1. Das FG hat bei der Prüfung der Frage, ob die Beigeladene selbständig war und der Klägerin Wein geliefert hat, gegen § 96 Abs. 1 Satz 1 FGO verstoßen. Diesen Verfahrensfehler hat das FA unter eingehender Bezeichnung der Tatsache ordnungsgemäß gerügt (§ 120 Abs. 2 Satz 2 FGO). Es ist nicht ausgeschlossen, daß die Vorentscheidung bei Würdigung des gesamten Akteninhalts aufgrund des materiell-rechtlichen Standpunkts des FG anders ausgefallen wäre.

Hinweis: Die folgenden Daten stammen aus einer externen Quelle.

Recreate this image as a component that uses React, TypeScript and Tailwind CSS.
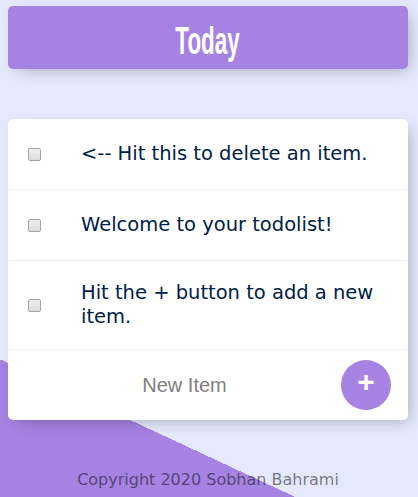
import React, { useState } from 'react';

const initialItems = [
  '<-- Hit this to delete an item.',
  'Welcome to your todolist!',
  'Hit the + button to add a new item.',
];

const App: React.FC = () => {
  const [items, setItems] = useState(initialItems);
  const [newItem, setNewItem] = useState('');

  const handleAdd = (e: React.FormEvent) => {
    e.preventDefault();
    if (!newItem.trim()) return;
    setItems([...items, newItem]);
    setNewItem('');
  };

  return (
    <div className="h-screen overflow-hidden bg-[linear-gradient(25deg,#A683E3_19.9%,#E4E9FD_19.9%)] font-['DejaVu_Sans',sans-serif]">
      <div className="ml-[8px] mt-[6px] w-[400px] rounded-[5px] bg-[#A683E3] shadow-[5px_5px_15px_-5px_rgba(0,0,0,0.3)]">
        <h1 className="h-[63px] pt-[16px] text-center text-white">
          <span className="inline-block scale-x-[0.59] font-['Liberation_Sans_Narrow','Liberation_Sans',sans-serif] text-[38px] font-bold leading-[38px]">
            Today
          </span>
        </h1>
      </div>

      <div className="ml-[8px] mt-[50px] w-[400px] rounded-[5px] bg-white shadow-[5px_5px_15px_-5px_rgba(0,0,0,0.3)]">
        {items.map((item, i) => (
          <div key={i} className="flex min-h-[71px] items-center border-b border-[#F1F1F1]">
            <input
              type="checkbox"
              onChange={() => setItems(items.filter((_, j) => j !== i))}
              className="m-5 h-[13px] w-[13px] shrink-0 appearance-none rounded-[2px] border border-[#a5a5a5] bg-[linear-gradient(#efefef,#dcdcdc)]"
            />
            <p className="p-5 text-[19.5px] leading-[24px] text-[#00204a]">{item}</p>
          </div>
        ))}
        <form onSubmit={handleAdd} className="flex h-[70px] items-center">
          <input
            type="text"
            value={newItem}
            onChange={e => setNewItem(e.target.value)}
            placeholder="New Item"
            autoComplete="off"
            className="ml-5 h-[60px] w-[313px] text-center font-['Liberation_Sans',sans-serif] text-[20px] outline-none placeholder:text-[#808080]"
          />
          <button
            type="submit"
            className="h-[50px] w-[50px] rounded-full bg-[#A683E3] pb-[6px] font-['Liberation_Sans',sans-serif] text-[30px] font-bold leading-[44px] text-white"
          >
            +
          </button>
        </form>
      </div>

      <footer className="ml-[8px] mt-[50px] w-[400px] text-center text-[16px] leading-[19px] text-black/50">
        Copyright 2020 Sobhan Bahrami
      </footer>
    </div>
  );
};

export default App;
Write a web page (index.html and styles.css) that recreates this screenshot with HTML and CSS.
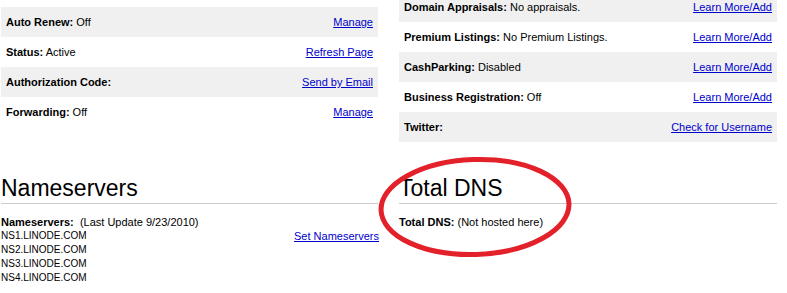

Das FG hat der Klage deshalb stattgegeben, weil es u.a. aufgrund der "Vorlage von beispielhaften Rechnungen" davon überzeugt war, daß die Beigeladene im eigenen Namen und auch auf eigene Rechnung tätig geworden ist. Wie sich aus den Entscheidungsgründen ergibt, sind diese Rechnungen in einem Erörterungstermin vor dem Berichterstatter des FG nur zur Einsichtnahme vorgelegt worden und nicht zu den Gerichtsakten gelangt.
Wegen des Grundsatzes der Unmittelbarkeit der Beweisaufnahme (vgl. dazu Koch in Gräber, Finanzgerichtsordnung, 4. Aufl., § 81 Rz. 7) konnten zulässigerweise nur jene Rechnungskopien zur Grundlage der Entscheidung des Vollsenats gemacht werden, welche nach der Vorlage im Erörterungstermin zur Gerichtsakte gegeben wurden und damit in der mündlichen Verhandlung präsent waren. Dabei handelt es sich ausschließlich um Rechnungen, die nicht die Streitjahre, sondern die Jahre 1988 bis 1990 betreffen. Sie erlauben aber keine Rückschlüsse auf das "Ob" und den Umfang einer unternehmerischen Betätigung der Beigeladenen in den Streitjahren.
2. Da schon die Verletzung des § 96 Abs. 1 Satz 1 FGO zur Aufhebung der Vorentscheidung führt, braucht der Senat nicht darauf einzugehen, ob die angefochtene Entscheidung weitere Rechtsverstöße enthält.
3. Die Vorschrift des § 126 Abs. 4 FGO findet im Streitfall keine Anwendung. Der Senat kann mangels hinreichender Feststellungen des FG nicht beurteilen, ob sich dessen Entscheidung mit einer vom Verfahrensmangel unabhängigen Begründung rechtfertigen läßt.